▶ [Your goal]:
Pull out every line from the listing that has the word "styles".

▶ [Data extract]:
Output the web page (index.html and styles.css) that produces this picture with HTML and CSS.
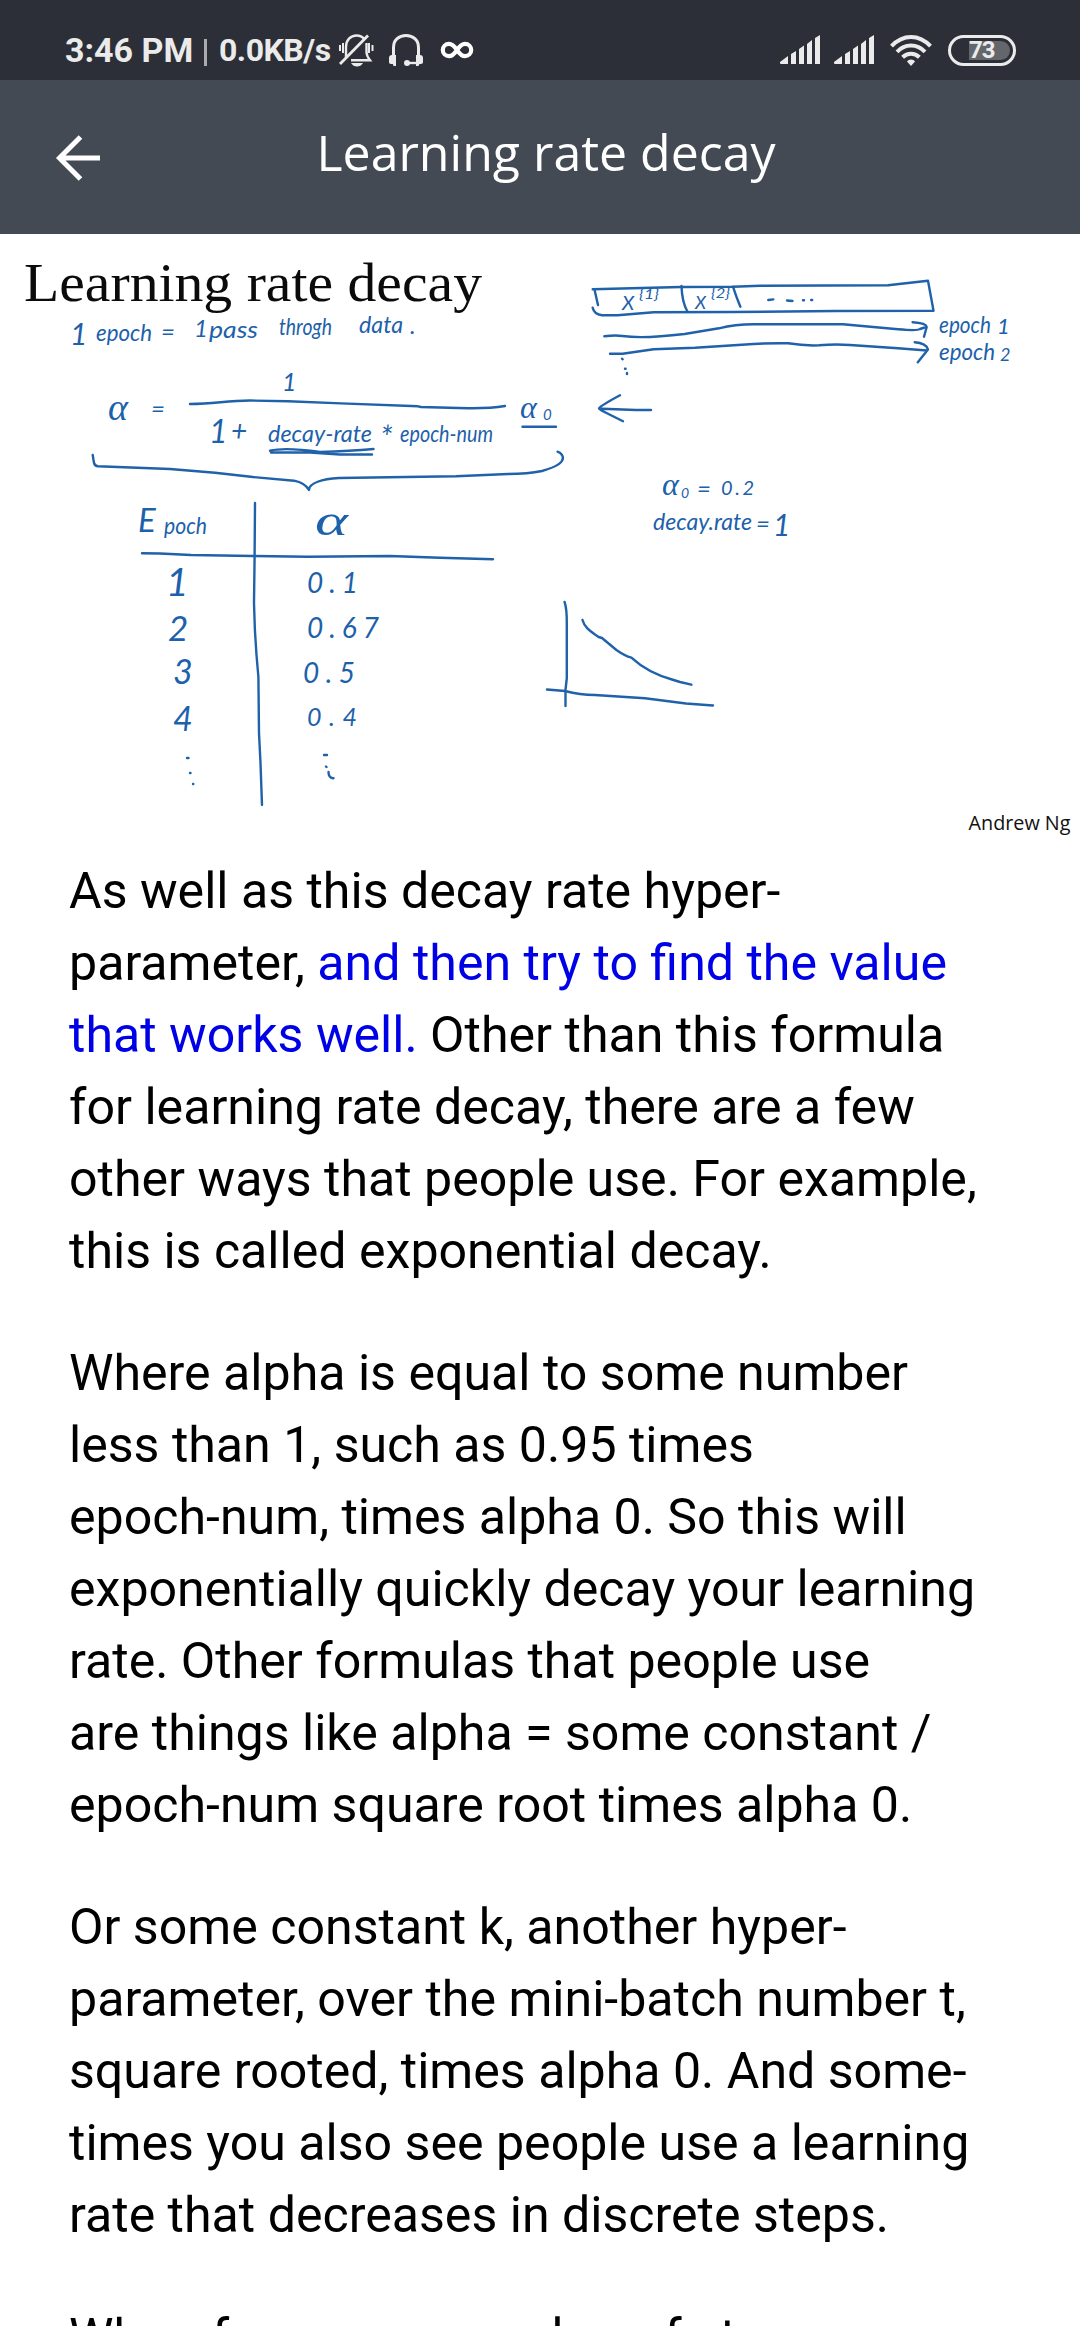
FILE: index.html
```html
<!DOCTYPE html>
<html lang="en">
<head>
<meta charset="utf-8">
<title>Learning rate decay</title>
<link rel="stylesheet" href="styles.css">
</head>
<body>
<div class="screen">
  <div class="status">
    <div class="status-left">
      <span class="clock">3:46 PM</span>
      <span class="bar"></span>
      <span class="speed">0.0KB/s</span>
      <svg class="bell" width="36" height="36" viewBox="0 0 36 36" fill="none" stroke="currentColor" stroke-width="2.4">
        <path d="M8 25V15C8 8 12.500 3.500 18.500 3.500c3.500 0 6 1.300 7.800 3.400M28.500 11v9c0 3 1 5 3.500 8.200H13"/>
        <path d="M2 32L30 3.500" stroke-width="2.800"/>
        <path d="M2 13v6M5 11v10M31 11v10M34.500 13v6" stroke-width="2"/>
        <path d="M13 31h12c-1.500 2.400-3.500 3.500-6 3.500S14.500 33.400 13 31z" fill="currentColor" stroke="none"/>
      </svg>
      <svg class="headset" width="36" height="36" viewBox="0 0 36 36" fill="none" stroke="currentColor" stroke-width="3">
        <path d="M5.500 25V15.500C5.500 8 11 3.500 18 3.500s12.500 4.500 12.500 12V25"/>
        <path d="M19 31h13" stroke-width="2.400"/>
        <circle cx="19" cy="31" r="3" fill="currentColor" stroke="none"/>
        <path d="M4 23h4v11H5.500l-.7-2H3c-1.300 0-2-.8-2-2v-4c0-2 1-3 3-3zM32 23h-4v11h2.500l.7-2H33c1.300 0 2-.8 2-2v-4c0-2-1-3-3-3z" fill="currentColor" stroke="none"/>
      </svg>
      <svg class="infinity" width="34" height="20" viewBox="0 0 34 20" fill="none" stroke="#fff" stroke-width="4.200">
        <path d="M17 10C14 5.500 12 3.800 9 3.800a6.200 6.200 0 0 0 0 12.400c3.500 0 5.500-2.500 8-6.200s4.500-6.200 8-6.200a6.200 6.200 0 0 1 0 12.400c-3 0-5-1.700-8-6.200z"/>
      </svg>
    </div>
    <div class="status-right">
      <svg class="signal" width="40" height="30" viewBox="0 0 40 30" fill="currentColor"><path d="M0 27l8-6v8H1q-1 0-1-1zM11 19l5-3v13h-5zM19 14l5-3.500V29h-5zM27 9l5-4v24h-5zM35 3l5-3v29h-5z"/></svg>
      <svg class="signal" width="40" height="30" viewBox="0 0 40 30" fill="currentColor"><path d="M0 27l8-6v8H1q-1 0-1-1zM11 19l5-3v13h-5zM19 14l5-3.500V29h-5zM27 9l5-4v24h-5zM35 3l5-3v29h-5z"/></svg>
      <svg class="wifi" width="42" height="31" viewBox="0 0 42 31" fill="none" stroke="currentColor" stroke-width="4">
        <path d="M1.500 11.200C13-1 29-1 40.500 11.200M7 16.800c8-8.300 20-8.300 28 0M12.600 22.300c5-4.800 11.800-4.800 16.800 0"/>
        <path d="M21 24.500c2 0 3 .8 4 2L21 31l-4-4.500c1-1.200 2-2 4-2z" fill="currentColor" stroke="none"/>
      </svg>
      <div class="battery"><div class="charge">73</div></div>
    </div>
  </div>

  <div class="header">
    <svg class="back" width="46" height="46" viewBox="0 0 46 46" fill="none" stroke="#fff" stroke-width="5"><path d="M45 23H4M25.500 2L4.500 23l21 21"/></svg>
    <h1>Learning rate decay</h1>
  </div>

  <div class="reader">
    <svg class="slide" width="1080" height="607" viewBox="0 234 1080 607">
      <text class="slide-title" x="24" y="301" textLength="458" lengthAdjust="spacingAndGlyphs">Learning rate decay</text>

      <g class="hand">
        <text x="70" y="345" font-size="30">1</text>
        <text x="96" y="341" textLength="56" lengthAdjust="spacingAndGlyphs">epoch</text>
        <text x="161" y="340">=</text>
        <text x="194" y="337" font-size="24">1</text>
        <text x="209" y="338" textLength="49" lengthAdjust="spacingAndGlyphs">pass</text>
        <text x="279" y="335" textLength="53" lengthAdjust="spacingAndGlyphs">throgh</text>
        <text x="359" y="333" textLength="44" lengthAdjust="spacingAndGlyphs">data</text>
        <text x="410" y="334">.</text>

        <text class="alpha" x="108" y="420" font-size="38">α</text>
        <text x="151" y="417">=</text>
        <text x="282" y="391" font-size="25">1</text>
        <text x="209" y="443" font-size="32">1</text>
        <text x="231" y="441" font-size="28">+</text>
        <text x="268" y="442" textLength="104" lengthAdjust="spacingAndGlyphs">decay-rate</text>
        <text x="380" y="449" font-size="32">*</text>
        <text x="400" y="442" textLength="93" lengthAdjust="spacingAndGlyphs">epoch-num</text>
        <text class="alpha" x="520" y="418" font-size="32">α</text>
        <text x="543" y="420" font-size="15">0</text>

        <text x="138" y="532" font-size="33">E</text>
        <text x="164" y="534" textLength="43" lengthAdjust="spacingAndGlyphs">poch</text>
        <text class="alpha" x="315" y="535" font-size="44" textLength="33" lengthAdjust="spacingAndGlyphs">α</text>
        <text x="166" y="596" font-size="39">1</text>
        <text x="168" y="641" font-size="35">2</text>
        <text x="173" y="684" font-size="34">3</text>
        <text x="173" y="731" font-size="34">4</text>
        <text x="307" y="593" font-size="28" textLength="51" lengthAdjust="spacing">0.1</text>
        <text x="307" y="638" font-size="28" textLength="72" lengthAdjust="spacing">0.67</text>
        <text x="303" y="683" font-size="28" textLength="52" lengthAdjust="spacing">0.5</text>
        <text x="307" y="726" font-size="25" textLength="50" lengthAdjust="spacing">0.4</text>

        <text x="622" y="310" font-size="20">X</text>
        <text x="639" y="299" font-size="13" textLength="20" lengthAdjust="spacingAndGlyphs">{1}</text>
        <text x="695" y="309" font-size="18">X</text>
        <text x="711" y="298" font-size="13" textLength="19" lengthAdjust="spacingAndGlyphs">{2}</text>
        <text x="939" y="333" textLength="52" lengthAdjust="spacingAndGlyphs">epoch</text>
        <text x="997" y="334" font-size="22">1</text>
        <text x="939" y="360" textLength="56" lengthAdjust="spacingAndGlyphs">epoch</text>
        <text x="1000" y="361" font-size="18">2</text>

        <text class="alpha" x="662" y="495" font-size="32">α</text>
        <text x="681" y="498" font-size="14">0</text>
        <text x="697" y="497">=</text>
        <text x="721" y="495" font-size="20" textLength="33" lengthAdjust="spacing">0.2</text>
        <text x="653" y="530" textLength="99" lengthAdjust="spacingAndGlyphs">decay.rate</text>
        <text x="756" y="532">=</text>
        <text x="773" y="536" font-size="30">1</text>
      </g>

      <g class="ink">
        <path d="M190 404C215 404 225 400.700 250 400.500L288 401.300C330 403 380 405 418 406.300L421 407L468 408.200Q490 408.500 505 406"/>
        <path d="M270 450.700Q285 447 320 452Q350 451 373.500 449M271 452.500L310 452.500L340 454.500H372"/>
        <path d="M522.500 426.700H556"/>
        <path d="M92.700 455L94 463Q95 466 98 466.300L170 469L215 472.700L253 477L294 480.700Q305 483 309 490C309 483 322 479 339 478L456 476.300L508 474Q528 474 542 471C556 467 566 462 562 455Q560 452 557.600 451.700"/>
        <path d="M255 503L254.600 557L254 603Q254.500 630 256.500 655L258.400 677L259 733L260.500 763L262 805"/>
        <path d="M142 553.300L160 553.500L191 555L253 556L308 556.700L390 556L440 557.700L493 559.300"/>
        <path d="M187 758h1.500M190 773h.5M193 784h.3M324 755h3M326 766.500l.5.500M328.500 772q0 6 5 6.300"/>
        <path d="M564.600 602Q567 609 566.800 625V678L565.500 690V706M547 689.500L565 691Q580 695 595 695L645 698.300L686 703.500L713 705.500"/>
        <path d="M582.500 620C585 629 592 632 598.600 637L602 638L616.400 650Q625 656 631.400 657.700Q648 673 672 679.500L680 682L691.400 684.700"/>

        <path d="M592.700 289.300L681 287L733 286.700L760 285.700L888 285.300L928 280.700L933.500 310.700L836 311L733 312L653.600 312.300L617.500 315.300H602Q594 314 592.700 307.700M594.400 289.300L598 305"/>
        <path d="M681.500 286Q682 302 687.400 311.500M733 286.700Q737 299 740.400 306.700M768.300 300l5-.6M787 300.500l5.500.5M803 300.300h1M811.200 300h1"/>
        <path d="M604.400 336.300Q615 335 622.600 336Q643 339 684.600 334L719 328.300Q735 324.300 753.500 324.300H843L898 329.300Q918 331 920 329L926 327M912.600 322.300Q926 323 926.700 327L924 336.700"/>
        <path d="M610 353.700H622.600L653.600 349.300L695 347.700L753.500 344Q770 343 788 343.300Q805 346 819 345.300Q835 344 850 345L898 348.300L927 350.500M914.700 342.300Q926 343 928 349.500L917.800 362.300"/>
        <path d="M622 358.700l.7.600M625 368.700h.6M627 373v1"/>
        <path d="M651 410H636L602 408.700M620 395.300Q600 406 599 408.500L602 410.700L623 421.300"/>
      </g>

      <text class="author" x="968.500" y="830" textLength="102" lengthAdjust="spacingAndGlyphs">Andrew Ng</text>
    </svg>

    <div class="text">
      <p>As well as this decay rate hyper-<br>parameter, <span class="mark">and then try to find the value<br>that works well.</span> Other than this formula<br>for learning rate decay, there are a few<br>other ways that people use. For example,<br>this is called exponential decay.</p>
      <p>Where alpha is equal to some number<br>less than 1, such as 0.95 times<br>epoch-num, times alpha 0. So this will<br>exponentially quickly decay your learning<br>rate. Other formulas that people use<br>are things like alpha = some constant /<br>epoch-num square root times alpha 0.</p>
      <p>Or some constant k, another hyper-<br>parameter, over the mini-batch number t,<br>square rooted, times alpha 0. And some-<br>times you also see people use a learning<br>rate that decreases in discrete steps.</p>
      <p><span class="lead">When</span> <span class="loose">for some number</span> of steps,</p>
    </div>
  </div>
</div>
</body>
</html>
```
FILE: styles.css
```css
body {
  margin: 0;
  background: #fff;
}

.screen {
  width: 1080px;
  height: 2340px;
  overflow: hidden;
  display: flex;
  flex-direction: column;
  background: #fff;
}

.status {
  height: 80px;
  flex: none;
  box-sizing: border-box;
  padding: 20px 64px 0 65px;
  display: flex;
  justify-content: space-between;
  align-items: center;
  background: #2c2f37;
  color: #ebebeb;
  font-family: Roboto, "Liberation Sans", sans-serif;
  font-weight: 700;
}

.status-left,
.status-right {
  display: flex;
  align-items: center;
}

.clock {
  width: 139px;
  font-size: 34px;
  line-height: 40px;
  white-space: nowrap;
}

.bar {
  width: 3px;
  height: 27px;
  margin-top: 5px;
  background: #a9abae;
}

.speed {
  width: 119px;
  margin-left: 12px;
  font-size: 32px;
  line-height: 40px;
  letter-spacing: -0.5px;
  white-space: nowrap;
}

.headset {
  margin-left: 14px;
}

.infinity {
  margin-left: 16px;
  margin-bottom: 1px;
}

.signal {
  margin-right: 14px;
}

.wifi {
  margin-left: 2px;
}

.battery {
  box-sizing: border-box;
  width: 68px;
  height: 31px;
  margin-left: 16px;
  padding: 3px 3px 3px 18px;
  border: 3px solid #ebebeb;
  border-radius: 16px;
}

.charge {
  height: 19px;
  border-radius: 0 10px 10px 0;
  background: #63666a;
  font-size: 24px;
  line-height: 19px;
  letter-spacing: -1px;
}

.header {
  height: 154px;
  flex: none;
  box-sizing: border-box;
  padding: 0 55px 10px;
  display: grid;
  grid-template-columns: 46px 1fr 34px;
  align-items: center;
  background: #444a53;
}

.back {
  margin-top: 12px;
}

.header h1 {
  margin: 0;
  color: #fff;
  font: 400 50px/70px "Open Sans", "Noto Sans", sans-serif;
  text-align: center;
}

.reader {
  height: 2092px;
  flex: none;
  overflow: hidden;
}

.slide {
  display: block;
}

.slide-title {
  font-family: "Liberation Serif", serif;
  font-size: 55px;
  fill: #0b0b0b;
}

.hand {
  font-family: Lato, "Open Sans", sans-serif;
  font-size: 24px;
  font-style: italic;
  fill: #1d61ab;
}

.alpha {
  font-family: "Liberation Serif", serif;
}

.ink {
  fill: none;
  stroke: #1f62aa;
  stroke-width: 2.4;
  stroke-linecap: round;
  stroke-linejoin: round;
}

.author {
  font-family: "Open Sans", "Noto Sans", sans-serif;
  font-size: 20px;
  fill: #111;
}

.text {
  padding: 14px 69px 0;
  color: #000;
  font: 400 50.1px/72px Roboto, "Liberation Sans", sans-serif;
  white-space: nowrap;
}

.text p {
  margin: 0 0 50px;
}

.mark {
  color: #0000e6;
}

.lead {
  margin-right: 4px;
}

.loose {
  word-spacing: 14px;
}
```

▶ [Exercise answer]:
Output the web page (index.html and styles.css) that produces this picture with HTML and CSS.
<link rel="stylesheet" href="styles.css">
FILE: styles.css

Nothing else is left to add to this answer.